The CTL-based ROF architecture presented here is superior to other ROF implementations, with its following capabilities:

- 1. The CTL realization of the majority gates used in the ROF architecture allows the filter rank and the window size to be fully programmable, using a much smaller silicon area.
- 2. The rank-ordering algorithm implemented with this architecture does not require the elements of the input window to be pre-ordered, as opposed to other, stack-based ordering algorithms [7].
- 3. The proposed ROF has a modular architecture which enables easy expandability of the window size and bit-length of the input words without a dramatic change in performance.
- 4. The overall circuit complexity increases *linearly* with maximum window size (m) and with word length (n).

# 3.4 Simulation Results and Experimental Validation

A prototype ROF circuit has been designed and fabricated using a 0.8 micron double-poly CMOS process, to validate the main operation principles of the architecture. The prototype blocks consist of four bit-level pipeline stages, each of which contains a 63-bit programmable majority gate to handle the rank selection. To limit overall circuit complexity and to enable easier testing, each stage is designed to process a maximum window size of four samples.

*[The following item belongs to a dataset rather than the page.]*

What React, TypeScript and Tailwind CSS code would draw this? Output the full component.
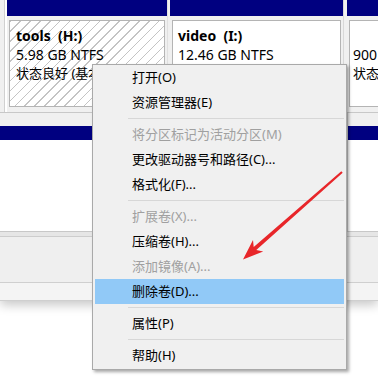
import React from 'react';

type Item = { label: string; disabled?: boolean; active?: boolean } | 'sep';

const menuItems: Item[] = [
  { label: '打开(O)' },
  { label: '资源管理器(E)' },
  'sep',
  { label: '将分区标记为活动分区(M)', disabled: true },
  { label: '更改驱动器号和路径(C)...' },
  { label: '格式化(F)...' },
  'sep',
  { label: '扩展卷(X)...', disabled: true },
  { label: '压缩卷(H)...' },
  { label: '添加镜像(A)...', disabled: true },
  { label: '删除卷(D)...', active: true },
  'sep',
  { label: '属性(P)' },
  'sep',
  { label: '帮助(H)' },
];

function ContextMenu() {
  return (
    <div className="absolute left-[92px] top-[64px] w-[255px] bg-[#f0f0f0] border border-[#a9a9a9] shadow-[2px_2px_3px_rgba(0,0,0,0.35)] px-[2px] pb-[1px]">
      {menuItems.map((it, i) =>
        it === 'sep' ? (
          <div key={i} className="h-[7px] flex items-center pl-[33px]">
            <div className="h-px w-full bg-[#d7d7d7]" />
          </div>
        ) : (
          <div
            key={i}
            className={`h-[25px] flex items-center pl-[37px] text-[13px] ${
              it.active ? 'bg-[#91c9f7]' : ''
            } ${it.disabled ? 'text-[#a0a0a0]' : 'text-black'}`}
          >
            {it.label}
          </div>
        )
      )}
    </div>
  );
}

function Arrow() {
  return (
    <svg className="absolute left-0 top-0" width="378" height="376" viewBox="0 0 378 376">
      <polygon
        fill="#e8262a"
        points="341.3,171.2 253.7,246.9 253,240 243,259.5 263.2,251.5 256.3,249.9 342.7,172.8"
      />
    </svg>
  );
}

export default function App() {
  return (
    <div className="relative w-[378px] h-[376px] overflow-hidden bg-white font-['Noto_Sans','Noto_Sans_CJK_SC',sans-serif] text-black">
      {/* 磁盘管理窗口背景 */}
      <div className="flex flex-col bg-[#f0f0f0] shadow-[0_4px_10px_rgba(0,0,0,0.22)]">
        {/* 第一行分区 */}
        <div className="flex h-[113px] border-b border-[#c8c8c8]">
          <div className="w-[5px] shrink-0 bg-[#f0f0f0] border-r border-[#d0d0d0]" />
          <div className="w-[2px] shrink-0 bg-white" />
          <div className="w-[160px] shrink-0 flex flex-col">
            <div className="h-[16px] bg-[#000080]" />
            <div className="flex-1 px-[2px] pt-[4px] pb-[5px]">
              <div className="h-full border border-[#b4b4b4] bg-[repeating-linear-gradient(135deg,#c4c4c4_0px,#c4c4c4_1px,#ffffff_1px,#ffffff_7px)] pl-[6px] pt-[5px] text-[14px] leading-[19px]">
                <div className="font-bold">tools&nbsp;&nbsp;(H:)</div>
                <div>5.98 GB NTFS</div>
                <div className="text-[13px]">状态良好 (基本</div>
              </div>
            </div>
          </div>
          <div className="w-[3px] shrink-0 bg-[#f0f0f0] border-l border-[#e0e0e0]" />
          <div className="w-[173px] shrink-0 flex flex-col">
            <div className="h-[16px] bg-[#000080]" />
            <div className="flex-1 px-[2px] pt-[4px] pb-[5px]">
              <div className="h-full border border-[#b4b4b4] bg-white pl-[5px] pt-[5px] text-[14px] leading-[19px]">
                <div className="font-bold">video&nbsp;&nbsp;(I:)</div>
                <div>12.46 GB NTFS</div>
              </div>
            </div>
          </div>
          <div className="w-[4px] shrink-0 bg-[#f0f0f0] border-l border-[#d8d8d8]" />
          <div className="flex-1 flex flex-col min-w-0">
            <div className="h-[16px] bg-[#000080]" />
            <div className="flex-1 pl-[2px] pt-[4px] pb-[5px]">
              <div className="h-full border border-r-0 border-[#b4b4b4] bg-white pl-[3px] pt-[24px] text-[14px] leading-[19px] whitespace-nowrap overflow-hidden">
                <div>900</div>
                <div className="text-[13px]">状态</div>
              </div>
            </div>
          </div>
        </div>

        {/* 第二行分区 */}
        <div className="flex h-[119px] border-b border-[#c8c8c8]">
          <div className="flex-1 flex flex-col">
            <div className="h-[13px] bg-[#f0f0f0]" />
            <div className="h-[14px] bg-[#000080]" />
            <div className="flex-1 bg-white" />
          </div>
          <div className="w-[3px] shrink-0 bg-[#e4e4e4] border-x border-[#cfcfcf]" />
          <div className="w-[30px] shrink-0 flex flex-col">
            <div className="h-[13px] bg-[#f0f0f0]" />
            <div className="h-[14px] bg-[#000080]" />
            <div className="flex-1 bg-white" />
          </div>
        </div>

        <div className="h-[5px] bg-[#e6e6e6] border-b border-[#cdcdcd]" />
        <div className="h-[46px] bg-[#efefef] border-b border-[#cfcfcf]" />
        <div className="h-[18px] bg-[#f4f4f4] border-b border-[#cfcfcf]" />
      </div>

      <ContextMenu />
      <Arrow />
    </div>
  );
}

The operation of the ROF architecture is demonstrated with detailed post-layout simulation in Figure 7(a). Here, the window size is 4, and the rank is selected to be 2 - meaning that the second largest input word in the sample window will have to be selected. The input words for this sample window are "0101", "0110", "0111" and "1000". The correct output, "0111" appears after 4 clock cycles. Measured vector sequences from the prototype circuit (Fig. 7(b)) confirm the operation of the circuit, with the same input pattern as in Fig. 7(a).



Figure 7(a): Post-layout simulation results of the ROF prototype.

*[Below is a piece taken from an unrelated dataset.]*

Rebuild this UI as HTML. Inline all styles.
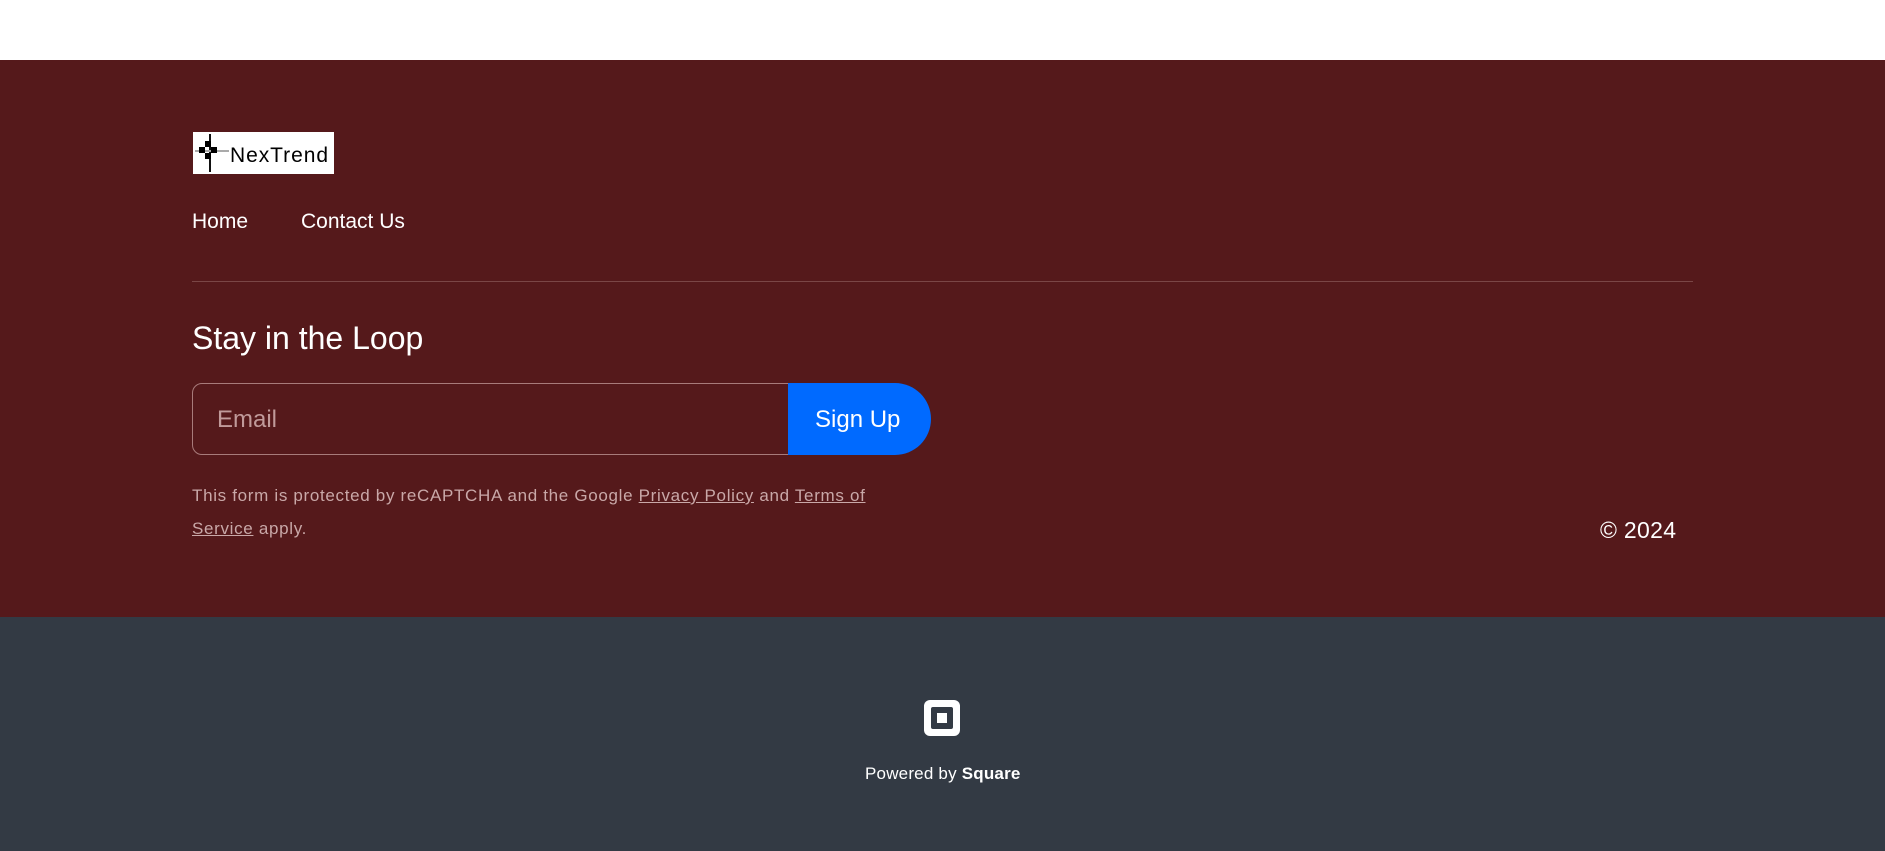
<!DOCTYPE html>
<html><head><meta charset="utf-8"><style>
*{margin:0;padding:0;box-sizing:border-box}
body{width:1885px;height:851px;background:#fff;font-family:"Liberation Sans",sans-serif;position:relative;overflow:hidden}
.red{position:absolute;top:60px;left:0;width:1885px;height:557px;background:#55191b}
.gray{position:absolute;top:617px;left:0;width:1885px;height:234px;background:#333a44}
.abs{position:absolute;white-space:nowrap}
.logo{left:193px;top:132px;width:141px;height:42px;background:#fff}
.nav{top:210px;font-size:21px;color:#fff}
.hr{left:192px;top:281px;width:1501px;height:1px;background:#7a4646}
.input{left:192px;top:383px;width:600px;height:72px;border:1px solid #a87b7b;border-radius:10px 0 0 10px}
.btn{left:788px;top:383px;width:143px;height:72px;background:#006aff;border-radius:0 36px 36px 0;color:#fff;font-size:24px;line-height:74px;padding-left:27px}
.small{font-size:17px;color:#c9a8a8;letter-spacing:0.68px}
.small u{text-decoration:underline}
</style></head><body>
<div class="red"></div><div class="gray"></div>
<div class="abs logo">
<svg width="141" height="42" viewBox="0 0 141 42">
<rect x="16" y="2" width="2" height="38" fill="#111"/><rect x="2" y="18" width="34" height="2" fill="#aaa"/>
<rect x="12" y="9" width="6" height="6" fill="#000"/><rect x="18" y="15" width="6" height="6" fill="#000"/><rect x="12" y="21" width="6" height="6" fill="#000"/><rect x="6" y="15" width="6" height="6" fill="#000"/>
<text x="37" y="30" font-family="Liberation Sans" font-size="21" fill="#000" textLength="98">NexTrend</text>
</svg></div>
<div class="abs nav" style="left:192px">Home</div>
<div class="abs nav" style="left:301px">Contact Us</div>
<div class="abs hr"></div>
<div class="abs" style="left:192px;top:320px;font-size:32px;color:#fff">Stay in the Loop</div>
<div class="abs input"><span style="position:absolute;left:24px;top:22px;font-size:24px;color:#c09a9a">Email</span></div>
<div class="abs btn">Sign Up</div>
<div class="abs small" style="left:192px;top:486px">This form is protected by reCAPTCHA and the Google <u>Privacy Policy</u> and <u>Terms of</u></div>
<div class="abs small" style="left:192px;top:519px"><u>Service</u> apply.</div>
<div class="abs" style="left:1600px;top:517px;font-size:23px;color:#fff;letter-spacing:0.3px">© 2024</div>
<svg class="abs" style="left:924px;top:700px" width="36" height="36" viewBox="0 0 36 36"><rect x="0" y="0" width="36" height="36" rx="6" fill="#fff"/><rect x="7" y="7" width="22" height="22" rx="2" fill="#333a44"/><rect x="13" y="13" width="10" height="10" fill="#fff"/></svg>
<div class="abs" style="left:865px;top:764px;font-size:17px;color:#fff;letter-spacing:0.2px">Powered by <b>Square</b></div>
</body></html>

Figure 7(b): Measured output sequences of the prototype circuit.

#### 4 Conclusion

In this paper, we have presented a new architecture for realizing a fully programmable ROF, based on the Kar-Pradhan rank ordering algorithm and Capacitive Threshold Logic (CTL) majority gates. The bit-serial realization of the rank ordering algorithm offers a simple pipelined filter architecture which is highly modular and easily expandable. The CTL realization of the majority gates used in the ROF architecture allows the filter rank and the window size to be user-programmable, resulting in a much smaller silicon area. In addition, the CTL based majority gates enable a much simpler overall filter architecture compared to conventional digital median filter realizations.

### References

- D.S. Richards, "VLSI median filters", IEEE Trans. Acoust., Speech, Signal Processing, vol. 38, pp.145-152, January, 1990.
- [2] J.P. Fitch, E.L. Coyle and N.C. Callagher, "Median filtering by threshold decomposition", *IEEE Trans.* Acous. Speech, Signal Proc., vol 32, pp.1183-1188, 1984.
- [3] T.S. Huang and G.J. Yang, "Median filters and their applications to image processing", School of Elec. Eng., Purdue Univ., West Lafayette, IN, TR-EE 80-1, Jan. 1980.
- [4] A. Gasteratos, I. Andreadis, Ph. Tsalides, "Realization of rank order filters based on majority gate", *Pattern Recognition*, vol.30, no. 9, pp 1571-1576, 1997.
- [5] Y. Leblebici, F.K. Gurkaynak, D. Mlynek, "A compact 31-input programmable majority gate based on capacitive threshold logic", in Proc. IEEE Int. ASIC Conference 1998, pp. 281-285.
- [6] B.K. Kar, D.K. Pradhan, "A new algorithm for order statistic and sorting", *IEEE Trans. on Signal Process*ing, vol. 41, pp.2688-2694, August 1993.
- [7] C.C. Lin, C.J. Kuo, "Fast response 2-D rank order algorithm by using max-min sorting network", International Conference on Image Processing 1996, Vol. 1, pp. 403-406.
- [8] C. Chen, L. Chen, T. Chiueh, J. Hsiao, "An efficient pipelined VLSI implementation of rank order filter", ISSIPNN 1994, Vol. 2, pp. 630-633.
- [9] C.L. Lee and C.W. Jen, "Bit-sliced median filter design based on majority gate", in Proc. Ins. Elec. Eng.-G, vol 139, pp.63-71, 1992.